En France, l’histoire de l’enseignement en Alsace est souvent méconnue par les gens “de l’intérieur” et, de ce fait, l’ouvrage Umschulung est fort utile.
En effet, Umschulung et réintégration évoque le parcours professionnel mouvementé d’institutrices et d’instituteurs alsaciens durant la Seconde Guerre mondiale.

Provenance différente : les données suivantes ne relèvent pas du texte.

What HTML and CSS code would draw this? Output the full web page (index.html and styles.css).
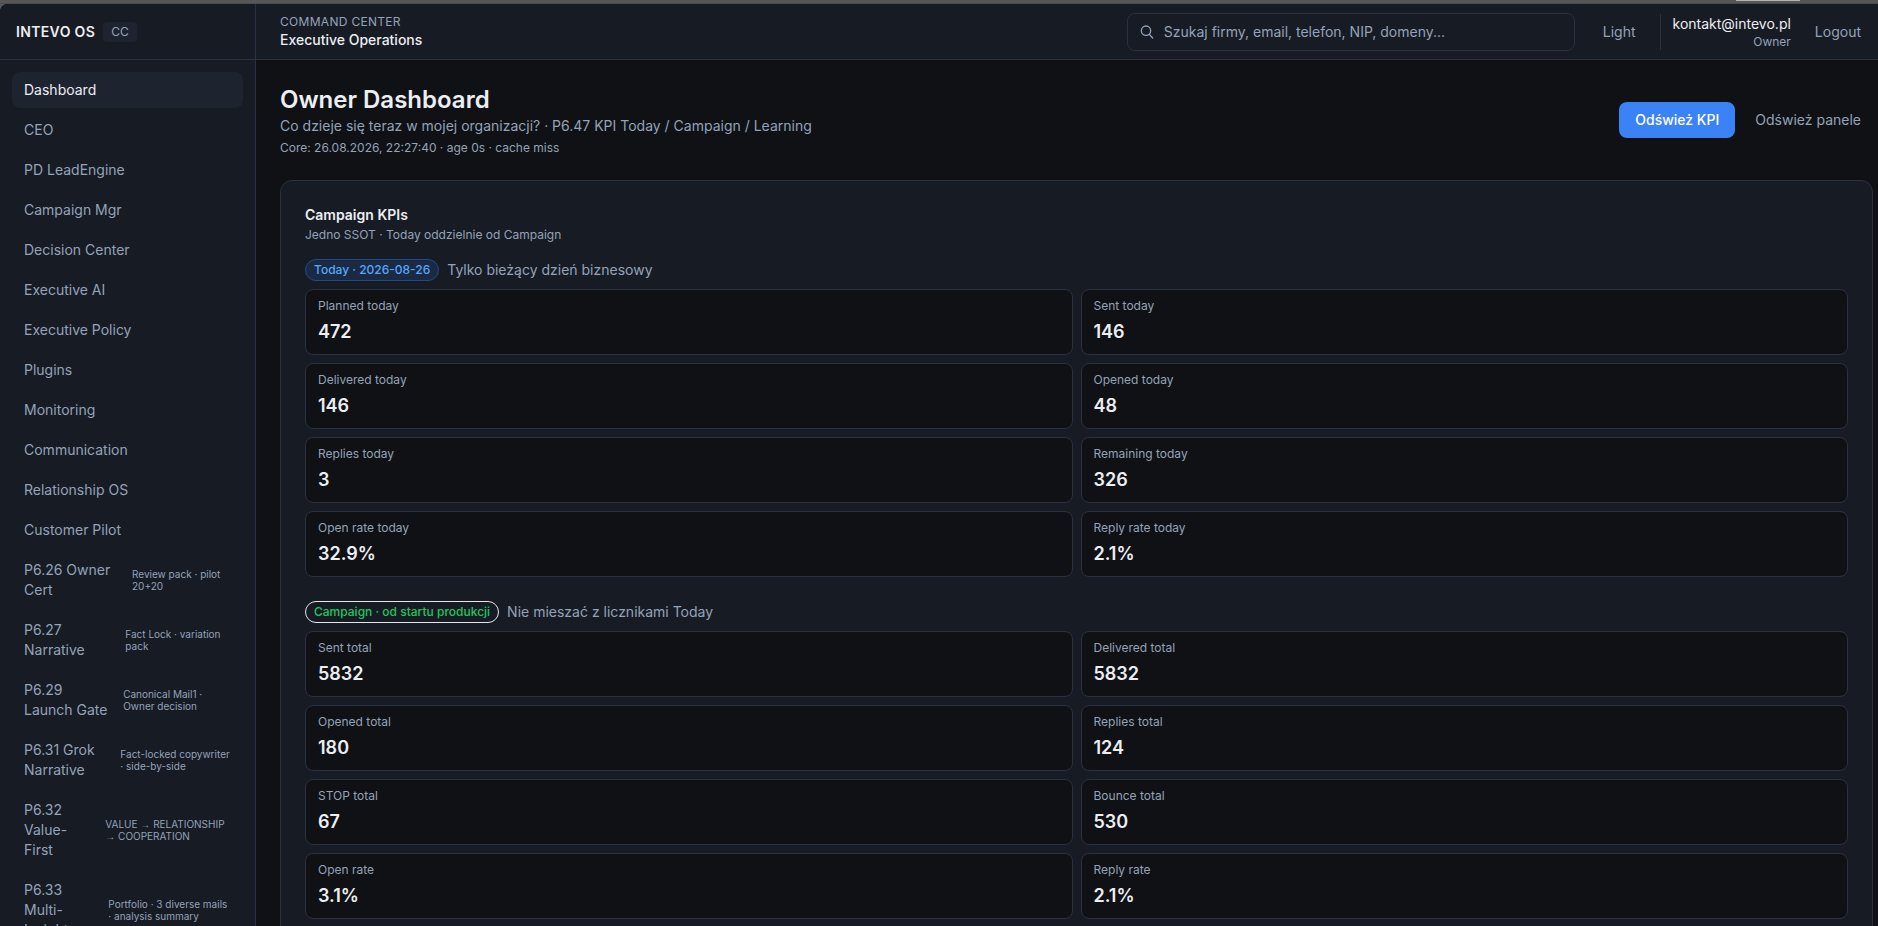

Après une synthèse sur la situation politique de l’Alsace occupée en 1940 et intégrée de fait dans le grand Reich, l’ouvrage met en perspective la situation des enseignants alsaciens du premier degré qui ont choisi de rester (ou de rentrer) en Alsace après l’armistice de juin 1940. Nombre d’entre eux ont, de fait, connu l’Umschulung, c’est-à-dire une conversion forcée au modèle éducatif et pédagogique national-socialiste. La plupart des femmes sont ensuite affectées sur des postes de remplacement d’enseignants allemands mobilisés, généralement dans l’actuel Baden-Wurtenberg ; les hommes, après la formation, se voient dirigés vers le service du travail obligatoire avant d’être enrôlés dans l’armée allemande. À la Libération, tous ces enseignants sont contraints de repasser les diplômes français et/ou effectuent des stages dans les écoles normales « de l’intérieur ». Cette phase de « réintégration » – souvent superfétatoire – illustre la méconnaissance de ces personnels par la hiérarchie de l’Éducation nationale qui veut à la fois les protéger et les refranciser, sur le plan linguistique mais aussi idéologique (ce qui – paradoxalement – n’est pas le cas de tous ceux qui, à l’intérieur, ont juré fidélité au maréchal Pétain et à l’État français).
L’ouvrage s’appuie sur un corpus d’archives et sur des entretiens avec des enseignants alsaciens passés par la Hochschule für Lehrerbildung/Lehrerbildungsantalt (noms successivement donnés pendant la guerre à l’équivalent de l’école normale) de Karlsruhe. Il resitue ces parcours de vie dans le contexte politique et éducatif propre au national-socialisme.
On regrettera les comptes rendus un peu synthétiques des entretiens. À la lecture, (ils sont pourtant nombreux et documentés), il est difficile de se faire une idée précise de l’influence de l’idéologie national-socialiste sur ces jeunes enseignants alsaciens et sur leurs véritables sentiments après la guerre.
En revanche, et c’est là un de ses grands mérites, l’ouvrage, issu d’une coopération entre plusieurs centres de formation français et allemands, ne s’arrête pas à la considération commune d’un passé douloureux. Il met en évidence l’intérêt de formations professionnelles bi ou multinationales. À cet égard, la mise en perspective futuriste, à la fin de l’ouvrage, d’une formation commune à l’ensemble des enseignants d’une hypothétique région du « Rhin supérieur » est un exemple de réflexion originale qui (tant sur le fond que par le choix audacieux de la rétropolation) mériterait d’être adressée à tous ceux qui nient aujourd’hui la pertinence d’une véritable formation professionnelle des enseignants du premier degré.